### Given task
Set down word for word each line from the start of the listing through the line that contains "75, 87.5, 100];", both included.

Start of Raw data

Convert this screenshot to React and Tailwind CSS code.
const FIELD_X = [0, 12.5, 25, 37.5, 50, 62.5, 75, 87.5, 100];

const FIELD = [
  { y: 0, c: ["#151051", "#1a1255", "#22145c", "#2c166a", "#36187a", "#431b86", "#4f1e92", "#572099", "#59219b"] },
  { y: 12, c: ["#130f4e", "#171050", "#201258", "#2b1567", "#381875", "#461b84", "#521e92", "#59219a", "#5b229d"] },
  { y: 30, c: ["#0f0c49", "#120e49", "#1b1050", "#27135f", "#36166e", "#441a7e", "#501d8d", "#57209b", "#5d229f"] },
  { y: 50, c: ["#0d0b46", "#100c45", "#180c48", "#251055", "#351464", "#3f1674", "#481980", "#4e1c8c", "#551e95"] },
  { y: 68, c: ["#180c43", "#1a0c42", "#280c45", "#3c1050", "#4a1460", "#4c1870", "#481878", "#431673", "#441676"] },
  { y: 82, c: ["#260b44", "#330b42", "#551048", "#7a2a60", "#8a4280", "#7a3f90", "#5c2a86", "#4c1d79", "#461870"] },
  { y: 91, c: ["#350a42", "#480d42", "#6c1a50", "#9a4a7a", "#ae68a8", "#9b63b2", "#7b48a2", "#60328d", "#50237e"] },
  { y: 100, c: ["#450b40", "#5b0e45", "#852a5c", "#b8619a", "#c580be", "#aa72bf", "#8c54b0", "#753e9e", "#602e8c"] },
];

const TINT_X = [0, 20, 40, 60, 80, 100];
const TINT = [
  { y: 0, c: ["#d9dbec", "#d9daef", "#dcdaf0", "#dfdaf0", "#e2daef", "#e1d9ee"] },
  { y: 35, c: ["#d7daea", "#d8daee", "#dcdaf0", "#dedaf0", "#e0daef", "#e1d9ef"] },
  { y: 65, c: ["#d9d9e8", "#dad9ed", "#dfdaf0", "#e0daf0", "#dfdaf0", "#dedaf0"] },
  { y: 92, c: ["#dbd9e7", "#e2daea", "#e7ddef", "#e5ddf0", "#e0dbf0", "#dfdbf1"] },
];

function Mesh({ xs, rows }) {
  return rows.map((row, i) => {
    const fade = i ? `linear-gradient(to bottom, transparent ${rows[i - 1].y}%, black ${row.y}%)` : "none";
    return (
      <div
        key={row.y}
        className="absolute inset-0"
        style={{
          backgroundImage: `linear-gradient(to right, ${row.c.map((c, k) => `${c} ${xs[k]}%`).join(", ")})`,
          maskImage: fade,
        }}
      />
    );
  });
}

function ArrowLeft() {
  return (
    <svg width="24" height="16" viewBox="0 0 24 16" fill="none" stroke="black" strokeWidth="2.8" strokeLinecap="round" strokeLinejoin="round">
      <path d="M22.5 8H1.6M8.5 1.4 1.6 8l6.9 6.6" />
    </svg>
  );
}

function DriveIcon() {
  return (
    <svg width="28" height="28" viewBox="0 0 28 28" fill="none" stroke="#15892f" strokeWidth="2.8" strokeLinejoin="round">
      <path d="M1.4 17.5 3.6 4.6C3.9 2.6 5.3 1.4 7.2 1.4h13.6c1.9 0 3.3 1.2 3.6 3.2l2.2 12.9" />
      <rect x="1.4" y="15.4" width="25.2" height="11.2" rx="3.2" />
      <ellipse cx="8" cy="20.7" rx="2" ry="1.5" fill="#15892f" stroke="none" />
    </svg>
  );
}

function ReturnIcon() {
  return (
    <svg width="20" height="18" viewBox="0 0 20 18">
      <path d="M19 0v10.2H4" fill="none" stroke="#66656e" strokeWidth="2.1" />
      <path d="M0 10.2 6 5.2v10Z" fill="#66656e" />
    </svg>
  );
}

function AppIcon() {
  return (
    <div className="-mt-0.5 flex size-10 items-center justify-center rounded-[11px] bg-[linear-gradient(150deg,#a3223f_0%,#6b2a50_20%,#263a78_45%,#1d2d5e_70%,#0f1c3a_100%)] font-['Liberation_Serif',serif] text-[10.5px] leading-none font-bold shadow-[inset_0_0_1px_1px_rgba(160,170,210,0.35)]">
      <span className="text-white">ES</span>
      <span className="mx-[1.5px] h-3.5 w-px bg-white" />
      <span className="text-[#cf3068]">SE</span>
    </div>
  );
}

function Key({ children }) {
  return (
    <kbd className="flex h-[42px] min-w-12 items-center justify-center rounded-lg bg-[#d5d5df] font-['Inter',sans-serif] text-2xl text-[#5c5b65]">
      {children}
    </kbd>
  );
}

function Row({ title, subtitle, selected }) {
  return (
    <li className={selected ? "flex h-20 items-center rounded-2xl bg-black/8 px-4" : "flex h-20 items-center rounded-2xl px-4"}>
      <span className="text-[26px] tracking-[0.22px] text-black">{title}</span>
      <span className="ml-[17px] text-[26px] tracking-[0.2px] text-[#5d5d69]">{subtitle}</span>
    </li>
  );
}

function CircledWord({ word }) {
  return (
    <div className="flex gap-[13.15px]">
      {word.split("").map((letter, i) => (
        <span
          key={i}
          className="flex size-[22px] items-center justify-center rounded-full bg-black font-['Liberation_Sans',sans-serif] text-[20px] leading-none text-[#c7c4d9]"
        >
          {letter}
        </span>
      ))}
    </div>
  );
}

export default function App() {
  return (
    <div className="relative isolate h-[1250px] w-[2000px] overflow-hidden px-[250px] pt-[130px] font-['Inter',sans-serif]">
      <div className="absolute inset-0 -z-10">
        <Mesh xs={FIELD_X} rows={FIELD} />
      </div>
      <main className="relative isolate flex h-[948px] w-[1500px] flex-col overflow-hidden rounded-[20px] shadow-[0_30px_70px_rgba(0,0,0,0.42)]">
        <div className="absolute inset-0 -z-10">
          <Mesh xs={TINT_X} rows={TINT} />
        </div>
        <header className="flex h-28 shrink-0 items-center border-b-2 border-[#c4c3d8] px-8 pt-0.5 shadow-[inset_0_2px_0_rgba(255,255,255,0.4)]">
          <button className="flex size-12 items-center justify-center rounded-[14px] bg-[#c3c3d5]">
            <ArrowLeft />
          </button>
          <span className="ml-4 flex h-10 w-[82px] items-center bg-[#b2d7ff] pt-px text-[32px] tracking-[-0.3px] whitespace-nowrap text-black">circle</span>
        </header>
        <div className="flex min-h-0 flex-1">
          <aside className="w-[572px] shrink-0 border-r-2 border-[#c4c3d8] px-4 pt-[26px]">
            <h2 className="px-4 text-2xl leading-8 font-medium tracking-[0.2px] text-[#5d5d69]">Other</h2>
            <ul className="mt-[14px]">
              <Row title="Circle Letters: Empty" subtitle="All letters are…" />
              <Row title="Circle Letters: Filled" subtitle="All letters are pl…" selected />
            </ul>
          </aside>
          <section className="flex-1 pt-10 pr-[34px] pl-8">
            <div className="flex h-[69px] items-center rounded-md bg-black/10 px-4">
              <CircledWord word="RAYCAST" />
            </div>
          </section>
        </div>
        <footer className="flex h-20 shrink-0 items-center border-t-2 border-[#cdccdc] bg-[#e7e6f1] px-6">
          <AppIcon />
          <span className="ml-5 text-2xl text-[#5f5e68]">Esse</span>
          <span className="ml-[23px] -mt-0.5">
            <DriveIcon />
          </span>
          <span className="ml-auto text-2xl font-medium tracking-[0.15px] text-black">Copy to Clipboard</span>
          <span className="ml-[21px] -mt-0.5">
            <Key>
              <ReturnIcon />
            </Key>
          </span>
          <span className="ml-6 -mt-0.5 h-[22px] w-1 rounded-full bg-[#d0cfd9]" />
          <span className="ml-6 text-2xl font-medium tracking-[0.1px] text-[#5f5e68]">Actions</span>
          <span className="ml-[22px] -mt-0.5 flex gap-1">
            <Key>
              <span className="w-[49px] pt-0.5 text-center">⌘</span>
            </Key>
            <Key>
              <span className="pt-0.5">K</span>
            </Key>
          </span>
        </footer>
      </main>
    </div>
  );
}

End of Raw data

### Problem solution
Convert this screenshot to React and Tailwind CSS code.
const FIELD_X = [0, 12.5, 25, 37.5, 50, 62.5, 75, 87.5, 100];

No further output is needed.